Dáil debates
Thursday, 26 September 2024
Finance (Provision of Access to Cash Infrastructure) Bill 2024: Second Stage
2:55 pm
Michael Fitzmaurice (Roscommon-Galway, Independent) | Oireachtas source
I welcome the opportunity to speak on this Bill. If anything was ever to be learned by people across this country or, indeed, across Europe, it was when there was a bit of an outage in technology a few months ago and nobody was able to use their phone set-up or card set-up. Sometimes people go down a road and it is the cool thing to have this card and swipe everywhere they go. That day, however, people who had a few quid in their pocket were able to buy food if they went into any of the main stores but people with cards could not. It was okay if people went into their local small shops in rural Ireland, thank God, because they would give them something, but if they went into the main stores, there was no way of getting the money sorted. If we ever do anything as politicians, we need to learn from that. We learn from mistakes.
There has been a push from Europe over the last number of years. Before that, however, when we as a country decided or were forced, whichever way anyone wants to put it, to bail out the banking system, once they got the money, they were like the robber, and they ran. They shut the doors in an awful lot of smaller towns in rural Ireland. Ballyhaunis, for example, was a real thriving town that had three banks within a few miles of Knock airport and, one by one, each of the main banking pillars, namely, AIB, Bank of Ireland and Ulster Bank, shut their doors. That has happened in many smaller towns around the country. In fairness, the credit unions have picked up the slack in some of those towns. Sometimes, with a struggle, they put in some cash machines. Many in the banking sector are reluctant to put in cash machines. We need legislation to make sure this is driven on.
Cash is legal tender. When anyone talks about cash, it is nearly a thing that people should not have in their pocket nowadays. It is legal tender. People are allowed to use it wherever they want. It is ironic that even Government Departments, and we often see it in appeals or whatever, ask older farmers who might be getting the pension and paid for something in cash to show where it came out of their account. The reality in many parts of rural Ireland is that people who might be on jobseeker's allowance or on a pension try to keep their post offices going, thankfully. People go into the post office with their card and do whatever they have to do to get out cash. Are people not entitled to pay in whatever way they want for the nuts or bit of fertiliser, over a certain length of time when it is put together because one week would not cover a tonne of fertiliser?

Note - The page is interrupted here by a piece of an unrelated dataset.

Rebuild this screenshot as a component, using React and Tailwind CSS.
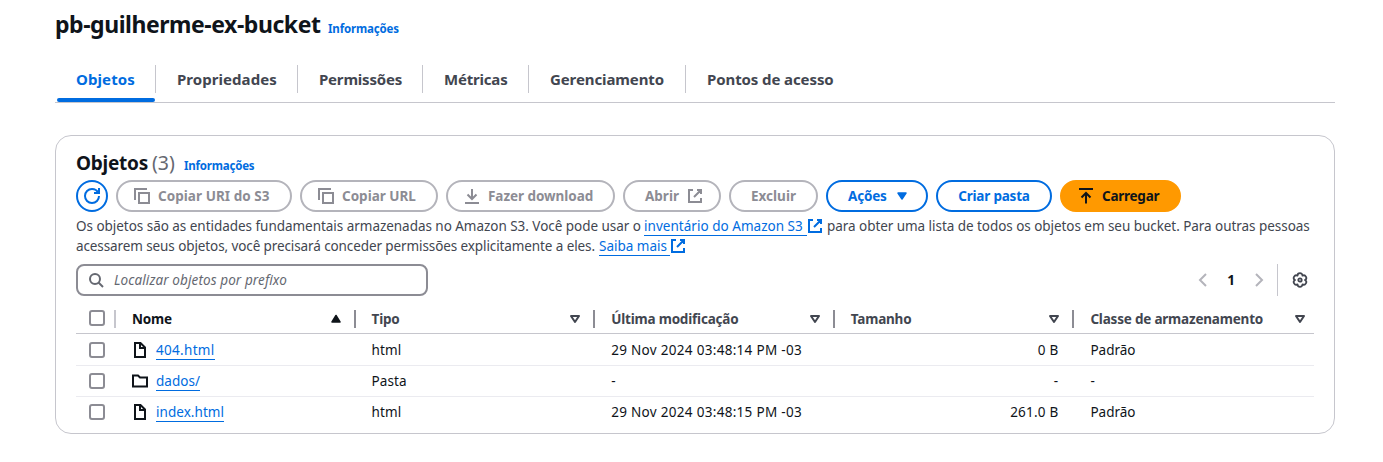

Are you not entitled to do what you want with that? Then a Department that should recognise that cash is legal tender says it wants to see where that came out of a person's bank account. That is not the way it works. We have nearly left a generation of people behind. Not everybody has been left behind, but some people did not have the luxury of perhaps going to school for as long as others or keeping up with technology. That is even the case with me. I see people swiping on their phones, but I do not do it because I do not have a clue how to do it. I am younger than some of the people who were never into that.
There is a perception that there is something wrong if contractors are paid in cash. You can give a receipt. Once you have a receipt and it adds up, there is nothing wrong. The banks have done the same with cheque books. There is a particular cheque book for farmers. It is the greatest thing that was ever devised because there is a duplicate in it that cannot be lost. There was a duplicate of every cheque written out, although it was in lighter writing. All the farmers had to do was throw the cheque book into the accountant who then knew everything they had done all year. They tried to get rid of them as well.
The banks were pushing the idea that people buying cattle at marts should use their cards. They did not want to give them cheque books and, above all things, they did not want them to talk about using cash. We must start going back to be sure, in terms of reliability first of all. If you have a few notes in your pocket, you can go anywhere. You can get diesel, petrol or whatever. You can get grub or whatever you want. It needs to be drummed into people as well that it has to be acceptable to use cash because it is legal tender. There was even a debacle about it last year at the ploughing championships, and that is on the agricultural side. People were expected to book their tickets in advance. They did not really want cash, but then they backed down and took cash. This goes on at concerts and all the different events where they do not want to take cash.
I welcome the introduction of the Bill. The impetus for it is coming from Europe, even though I remember that Draghi guy or someone else a few years ago who said we are moving into a different era. He said that everything will be based on technology and we will all be swiping. We learned a few months ago that swiping does not always work and that we need something behind it to make sure that we are okay.
I support any measure coming forward to enforce the use of cash. From talking to some people in financial institutions, I know that they are getting ready to put in more machines. I welcome that, but they thought they were going to get away with being bailed out, then closing the banks and getting rid of cash. They were the three legs of the stool. Thankfully, it is going to backfire.
I watch young people, including my own, tapping and going. That is the thing. They need to get used to making sure, because they do not realise the consequences for the system if they let something go. The technology does not work all of the time, and then people are left high and dry.
I welcome the legislation. It is a step forward. I encourage the Minister of State to ensure that Departments look again at this because some of them look for receipts, for example, and proof of where money came out of a bank, such as in the case of agricultural appeals. If you get money out of the post office, it will not show up. That is the case if you pick up your pension.